Here's an example of what part of the YAML file might look like before and after changing the activation function:

Before:

# Example layer before changing activation function
- id: 1
  type: Conv
  activation: sigmoid
  ...

After:

# Example layer after changing activation function
- id: 1
  type: Conv
  activation: LeakyReLU
  ...

Please note that changing the activation function and implementing pruning can significantly affect the model's performance. It's important to retrain the model after making such changes to ensure that the weights are optimized for the new configuration.

To compare your trained YOLOv8 and YOLOv7 models, ensure that you retrain both models with the same dataset and under the same conditions after making the necessary changes to the YOLOv8 model.

Keep in mind that modifying the model architecture and retraining can be complex and may require a good understanding of neural networks and the specific implementation details of YOLOv8. If you're not comfortable making these changes, you might want to consider reaching out to the community or the maintainers of the YOLOv8 repository for further assistance.

ahmedfarouk99 commented 3 months ago

@glenn-jocher i don’t know you keep answering with the same answer which is not my question.. the yolov8n.yaml does not contain any activation parameter as you mentioned above

so where can i find activation parameter?

glenn-jocher commented 3 months ago

@ahmedfarouk99 to change the activation function and pruning settings in YOLOv8, you will need to modify the model's architecture configuration file (YAML file). The activation function and pruning settings are defined within this file, and by altering them, you can customize the behavior of the model to match that of YOLOv7 for your comparison.

Here's how you can make these changes:

Change Activation Function:
- Locate the YAML file that defines the architecture of your YOLOv8 model. This file is typically named after the model variant, such as yolov8n.yaml.
- Open the YAML file in a text editor.
- Search for the activation parameter within the file. By default, it might be set to silu (Sigmoid Linear Unit) for YOLOv8.
- Change the activation parameter to leaky to use the Leaky ReLU activation function, which is used in YOLOv7.
Change Pruning Settings:
- YOLOv8 does not perform pruning by default, but if you want to enable pruning similar to YOLOv7, you would need to implement this feature as it's not a simple configuration change. Pruning typically involves removing certain weights or channels from the neural network to reduce its size and complexity. This is an advanced technique that requires careful implementation and is not supported via the CLI or YAML configuration in YOLOv8.

For the activation function change, your YAML file's relevant section might look something like this after modification:

# Before modification (example)
# ...
backbone:
  # ...
  - from: -1
    args: [256, 3, 2]
    activation: silu
    # ...

# After modification
# ...
backbone:
  # ...
  - from: -1
    args: [256, 3, 2]
    activation: leaky
    # ...

Please note that changing the activation function and implementing pruning can significantly affect the model's performance, and these changes should be tested thoroughly.
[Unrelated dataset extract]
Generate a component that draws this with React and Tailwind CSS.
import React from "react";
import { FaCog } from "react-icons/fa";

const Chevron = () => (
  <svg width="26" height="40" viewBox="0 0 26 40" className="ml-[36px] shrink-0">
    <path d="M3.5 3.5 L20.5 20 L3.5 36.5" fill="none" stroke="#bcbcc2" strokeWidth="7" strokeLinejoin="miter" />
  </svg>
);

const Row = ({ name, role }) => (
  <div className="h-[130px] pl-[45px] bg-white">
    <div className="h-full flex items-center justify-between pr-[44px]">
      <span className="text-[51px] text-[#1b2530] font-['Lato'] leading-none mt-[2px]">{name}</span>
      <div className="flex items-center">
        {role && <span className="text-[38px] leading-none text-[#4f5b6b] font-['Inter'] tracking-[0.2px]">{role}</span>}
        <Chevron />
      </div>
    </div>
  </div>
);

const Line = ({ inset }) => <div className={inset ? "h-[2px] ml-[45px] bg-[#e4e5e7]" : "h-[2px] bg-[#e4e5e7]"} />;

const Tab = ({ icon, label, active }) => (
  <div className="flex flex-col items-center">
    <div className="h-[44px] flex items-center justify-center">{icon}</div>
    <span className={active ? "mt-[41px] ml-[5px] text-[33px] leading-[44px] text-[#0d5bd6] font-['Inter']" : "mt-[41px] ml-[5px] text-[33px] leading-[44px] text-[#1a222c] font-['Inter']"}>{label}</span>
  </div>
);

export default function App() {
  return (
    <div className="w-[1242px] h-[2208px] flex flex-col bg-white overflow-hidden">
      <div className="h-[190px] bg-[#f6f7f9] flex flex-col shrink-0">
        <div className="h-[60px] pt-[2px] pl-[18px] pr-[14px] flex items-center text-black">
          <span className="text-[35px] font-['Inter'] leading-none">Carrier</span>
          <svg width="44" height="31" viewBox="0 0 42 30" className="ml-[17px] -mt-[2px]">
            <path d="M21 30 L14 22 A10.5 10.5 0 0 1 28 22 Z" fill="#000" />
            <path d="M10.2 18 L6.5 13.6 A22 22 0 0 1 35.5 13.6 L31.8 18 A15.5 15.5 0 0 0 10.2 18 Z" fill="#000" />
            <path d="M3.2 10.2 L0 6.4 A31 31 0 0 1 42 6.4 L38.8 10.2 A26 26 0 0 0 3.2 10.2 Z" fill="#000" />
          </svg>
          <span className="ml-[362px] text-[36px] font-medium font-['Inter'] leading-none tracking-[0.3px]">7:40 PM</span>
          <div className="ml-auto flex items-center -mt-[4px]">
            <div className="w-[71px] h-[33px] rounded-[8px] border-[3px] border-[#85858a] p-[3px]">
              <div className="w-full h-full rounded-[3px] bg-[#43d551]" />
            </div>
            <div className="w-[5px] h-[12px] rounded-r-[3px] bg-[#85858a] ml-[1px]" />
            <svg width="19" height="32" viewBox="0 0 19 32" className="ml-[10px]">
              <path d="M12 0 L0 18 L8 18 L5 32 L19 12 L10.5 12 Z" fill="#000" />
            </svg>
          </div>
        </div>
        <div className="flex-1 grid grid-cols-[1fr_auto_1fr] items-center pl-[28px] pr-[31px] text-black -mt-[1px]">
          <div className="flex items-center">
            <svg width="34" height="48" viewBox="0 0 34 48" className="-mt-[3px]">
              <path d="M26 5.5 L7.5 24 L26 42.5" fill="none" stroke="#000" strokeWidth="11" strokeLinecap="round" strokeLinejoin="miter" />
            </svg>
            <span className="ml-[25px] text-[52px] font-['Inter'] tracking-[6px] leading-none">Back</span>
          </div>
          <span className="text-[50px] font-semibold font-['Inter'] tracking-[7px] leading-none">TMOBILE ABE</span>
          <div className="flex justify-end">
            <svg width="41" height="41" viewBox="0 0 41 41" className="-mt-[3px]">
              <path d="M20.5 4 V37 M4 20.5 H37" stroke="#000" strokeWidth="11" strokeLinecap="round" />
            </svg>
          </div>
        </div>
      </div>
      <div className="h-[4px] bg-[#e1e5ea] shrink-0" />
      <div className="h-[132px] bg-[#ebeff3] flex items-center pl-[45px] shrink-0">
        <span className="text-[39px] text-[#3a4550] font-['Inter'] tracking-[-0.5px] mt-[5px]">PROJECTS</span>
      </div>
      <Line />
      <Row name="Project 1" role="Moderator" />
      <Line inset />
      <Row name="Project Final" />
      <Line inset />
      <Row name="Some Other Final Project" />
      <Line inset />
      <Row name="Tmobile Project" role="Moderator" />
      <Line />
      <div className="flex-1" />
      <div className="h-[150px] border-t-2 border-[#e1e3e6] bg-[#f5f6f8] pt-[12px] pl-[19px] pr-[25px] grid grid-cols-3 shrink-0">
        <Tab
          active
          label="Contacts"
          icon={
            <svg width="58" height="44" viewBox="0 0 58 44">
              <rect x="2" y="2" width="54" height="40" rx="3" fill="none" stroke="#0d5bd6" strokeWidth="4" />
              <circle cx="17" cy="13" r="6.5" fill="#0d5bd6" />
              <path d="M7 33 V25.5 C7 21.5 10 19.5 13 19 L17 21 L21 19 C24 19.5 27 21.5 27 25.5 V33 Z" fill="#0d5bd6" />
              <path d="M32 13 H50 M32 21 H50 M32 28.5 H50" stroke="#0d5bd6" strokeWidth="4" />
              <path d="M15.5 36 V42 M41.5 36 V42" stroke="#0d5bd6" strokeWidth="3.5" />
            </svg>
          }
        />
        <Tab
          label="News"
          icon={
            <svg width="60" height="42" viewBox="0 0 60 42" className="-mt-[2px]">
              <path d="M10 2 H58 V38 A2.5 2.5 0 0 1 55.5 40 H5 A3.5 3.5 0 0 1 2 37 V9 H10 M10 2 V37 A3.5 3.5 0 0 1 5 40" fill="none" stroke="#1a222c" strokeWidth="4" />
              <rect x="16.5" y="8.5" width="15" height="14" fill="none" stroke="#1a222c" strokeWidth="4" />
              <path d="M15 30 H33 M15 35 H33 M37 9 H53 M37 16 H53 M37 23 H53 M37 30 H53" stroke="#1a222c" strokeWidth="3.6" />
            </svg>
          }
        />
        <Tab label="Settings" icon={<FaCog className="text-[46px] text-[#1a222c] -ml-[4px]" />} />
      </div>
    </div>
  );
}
Once you've made the changes, you can train your model using the CLI with the modified YAML file:

yolo detect train data=coco128.yaml model=modified_yolov8n.yaml epochs=100 imgsz=640

Remember that YOLOv8 is designed with specific architectural choices that may not directly correspond to YOLOv7, so even with these changes, the models may not be directly comparable. Additionally, the pruning feature is not something that can be toggled with a simple configuration change in YOLOv8 and would require custom implementation.
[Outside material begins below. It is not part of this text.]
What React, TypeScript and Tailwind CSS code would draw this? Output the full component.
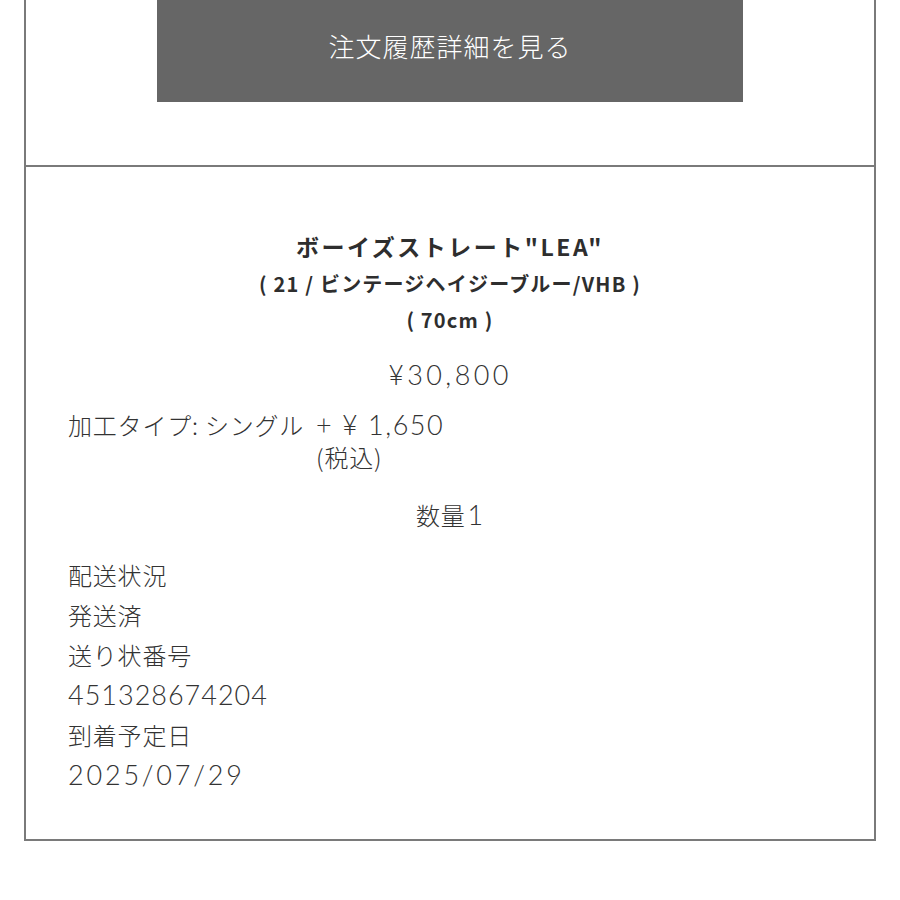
import React from "react";

const jp = { fontFamily: '"Noto Sans CJK JP", "Noto Sans", sans-serif' };
const num = { fontFamily: 'Lato, "Noto Sans CJK JP", sans-serif' };

function Num({ children, className = "" }: { children: React.ReactNode; className?: string }) {
  return (
    <span className={className} style={num}>
      {children}
    </span>
  );
}

export default function App() {
  return (
    <div className="w-[900px] h-[900px] bg-white overflow-hidden" style={jp}>
      <div className="ml-[24px] w-[852px] border-x-2 border-b-2 border-[#7a7a7a] text-[#333]">
        {/* order history link */}
        <div className="h-[165px] flex justify-center">
          <button className="w-[586px] h-[102px] bg-[#666666] text-white text-[26px] font-light tracking-[1px] pb-[12px]">
            注文履歴詳細を見る
          </button>
        </div>

        {/* item details */}
        <div className="border-t-2 border-[#7a7a7a] pt-[60px] pb-[44px] px-[42px]">
          <div className="text-center font-bold text-[#2e2e2e]">
            <div className="text-[23px] leading-[38px] tracking-[2.5px]">ボーイズストレート"LEA"</div>
            <div className="text-[20px] leading-[37px] tracking-[1.2px]">( 21 / ビンテージヘイジーブルー/VHB )</div>
            <div className="text-[20px] leading-[36px] tracking-[1.2px]">( 70cm )</div>
          </div>

          <div className="mt-[18px] text-center leading-[38px]">
            <Num className="text-[27px] font-light tracking-[3.4px]">¥30,800</Num>
          </div>

          <div className="mt-[11px] flex text-[24px] font-light leading-[34px] tracking-[0.8px]">
            <span>加工タイプ: シングル</span>
            <div className="ml-[12px]">
              <div>
                <Num className="text-[27px] font-light tracking-[1.5px]">+ ¥ 1,650</Num>
              </div>
              <div className="-mt-[2px]">(税込)</div>
            </div>
          </div>

          <div className="mt-[24px] text-center text-[24px] font-light leading-[34px] tracking-[0.8px]">
            数量<Num className="text-[27px] font-light ml-[2px]">1</Num>
          </div>

          <div className="mt-[23px] text-[24px] font-light leading-[40px] tracking-[0.8px]">
            <div>配送状況</div>
            <div>発送済</div>
            <div>送り状番号</div>
            <div>
              <Num className="text-[27px] font-light tracking-[1px]">451328674204</Num>
            </div>
            <div>到着予定日</div>
            <div>
              <Num className="text-[27px] font-light tracking-[2.8px]">2025/07/29</Num>
            </div>
          </div>
        </div>
      </div>
    </div>
  );
}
github-actions[bot] commented 2 months ago

👋 Hello there! We wanted to give you a friendly reminder that this issue has not had any recent activity and may be closed soon, but don't worry - you can always reopen it if needed. If you still have any questions or concerns, please feel free to let us know how we can help.

For additional resources and information, please see the links below:

Docs: https://docs.ultralytics.com
HUB: https://hub.ultralytics.com
Community: https://community.ultralytics.com

Feel free to inform us of any other issues you discover or feature requests that come to mind in the future. Pull Requests (PRs) are also always welcomed!
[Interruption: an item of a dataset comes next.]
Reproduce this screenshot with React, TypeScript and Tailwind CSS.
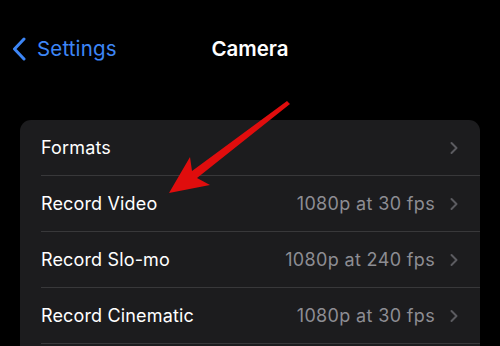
import { ChevronRight } from "lucide-react"

const ROWS = [
  { label: "Formats", value: "" },
  { label: "Record Video", value: "1080p at 30 fps" },
  { label: "Record Slo-mo", value: "1080p at 240 fps" },
  { label: "Record Cinematic", value: "1080p at 30 fps" },
]

export default function App() {
  return (
    <div
      className="relative w-[500px] h-[346px] overflow-hidden bg-black"
      style={{ fontFamily: "Inter, 'Noto Sans', sans-serif" }}
    >
      {/* nav bar */}
      <div className="relative flex items-center h-[96px] pt-[2px]">
        <div className="flex items-center pl-[11px] gap-[10px] text-[#3d86f6]">
          <svg width="16" height="24" viewBox="0 0 16 24" fill="none">
            <path d="M13 2 L3.5 12 L13 22" stroke="currentColor" strokeWidth="3" strokeLinecap="round" strokeLinejoin="round" />
          </svg>
          <span className="text-[20.5px] leading-none tracking-[0.15px]">Settings</span>
        </div>
        <div className="absolute inset-x-0 text-center text-white text-[20.5px] font-semibold leading-none pointer-events-none">
          Camera
        </div>
      </div>

      {/* settings list, continues below the fold */}
      <div className="mx-5 mt-[24px] bg-[#1c1c1e] rounded-[11px] pb-[40px]">
        {ROWS.map((row) => (
          <div key={row.label} className="pl-[21px]">
            <div className="h-[56px] flex items-center border-b border-[#38383a] pr-[20px]">
              <span className="text-white text-[18px] tracking-[0.15px] flex-1">{row.label}</span>
              {row.value && (
                <span className="text-[#8d8d93] text-[18px] tracking-[0.35px]">{row.value}</span>
              )}
              <ChevronRight size={20} strokeWidth={2.4} className="text-[#5b5b60] ml-[9px] -mr-[4px]" />
            </div>
          </div>
        ))}
      </div>

      {/* red pointer arrow */}
      <svg className="absolute inset-0 pointer-events-none" width="500" height="346">
        <polygon
          points="287,101 192,171 190,157 169,193 210,185 197,178 290,104"
          fill="#e00d0d"
        />
      </svg>
    </div>
  )
}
Thank you for your contributions to YOLO 🚀 and Vision AI ⭐

Mehreganbeiki commented 2 months ago

Hi @glenn-jocher,

I have a question about the YOLOv8 activation function. I noticed here that you mentioned that for the classification model, it by default uses the sigmoid and then SiLU functions, but in issue #2417 you mentioned that the default activation function used by YOLOv8 is "Mish," so my question is: what is the default activation function for the YOLOv8 segmentation model.

glenn-jocher commented 2 months ago

@Mehreganbeiki hi there! 🌞

For the YOLOv8 segmentation model, the default activation function is SiLU (Sigmoid Linear Unit). The Mish activation is primarily used in the backbone for enhancing feature representation. Activation functions can vary across different parts of the model to optimize performance for specific tasks, like detection, classification, or segmentation.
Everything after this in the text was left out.